Your team spends more time writing automated tests than writing the features those tests are supposed to protect. Here's what that actually costs — and why the answer isn't "hire more QA engineers."

📖 11 min read 📊 Engineering efficiency analysis 🎯 For CTOs, VPs Engineering & QA Directors

The promise of test automation was simple: write the test once, run it forever. No more manual clicking through screens. No more regression spreadsheets. No more human error. The machines would handle it.

Nobody mentioned that "write the test once" would take longer than writing the feature.

Test automation didn't eliminate manual work. It relocated it. Instead of manually executing tests, engineers now manually author them — writing code to test code, maintaining test suites that grow more fragile with every sprint, and debugging failures in the test infrastructure itself rather than in the product. The execution is automated. Everything else is still a person, staring at a screen, typing.

For most engineering organizations, the test automation investment has become the single largest unexamined line item in the development budget. Not because automation is wrong — it's essential — but because the creation of automated tests remains stubbornly, expensively manual.

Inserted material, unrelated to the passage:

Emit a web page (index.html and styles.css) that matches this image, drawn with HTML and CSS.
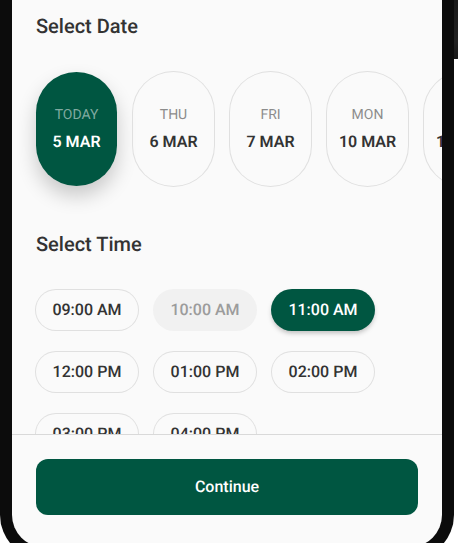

The Real Time Cost of Writing Tests

When organizations report that they've "automated testing," what they mean is that test execution is automated. The creation process looks like this:

The Manual Lifecycle of an "Automated" Test

What actually happens between "we need tests" and "tests are running"

Read and understand the code. The test author must comprehend the function, module, or feature deeply enough to know what correct behavior looks like — and what incorrect behavior looks like.

15–45 min

Identify test scenarios. Enumerate happy paths, edge cases, boundary conditions, error states, and integration points. This is the hardest cognitive step — and the one where the most gaps are introduced.

20–60 min

Write the test code. Implement assertions, mock dependencies, set up fixtures, handle async operations, manage test data. A single well-written test function can take 15–30 minutes. A comprehensive test file takes hours.

1–4 hours

Debug the tests. The test itself has bugs. Mocks don't behave as expected. Async timing issues. Fixture teardown failures. Engineers frequently spend as much time debugging tests as writing them.

30–90 min

Run, adjust, validate. Confirm the test actually catches the failure it's supposed to catch. Verify it doesn't produce false positives. Ensure it runs reliably in CI. Adjust flaky timing or dependency issues.

20–45 min

Review and merge. Test code goes through the same PR review process as production code. Reviewers check coverage, naming, structure, and whether the assertions actually test meaningful behavior.

15–30 min

Add it up, and a single well-tested feature costs 3 to 8 hours of pure test authoring work — per engineer, per feature, per sprint. That's before any maintenance.

23–40%

Portion of total engineering time spent writing and maintaining tests

Based on industry surveys and time-tracking data across mid-market engineering teams

This number is rarely visible at the organizational level because test-writing time is bundled into "development." Nobody tracks it separately. The sprint velocity chart shows features delivered, not the hours spent ensuring those features work. But when you extract the testing effort from the development effort, the picture changes dramatically.

The Code You Write to Test the Code You Wrote

One of the least discussed facts in software engineering is the test-to-production code ratio. In a mature, well-tested codebase, the volume of test code doesn't just match the production code — it exceeds it. Often by a wide margin.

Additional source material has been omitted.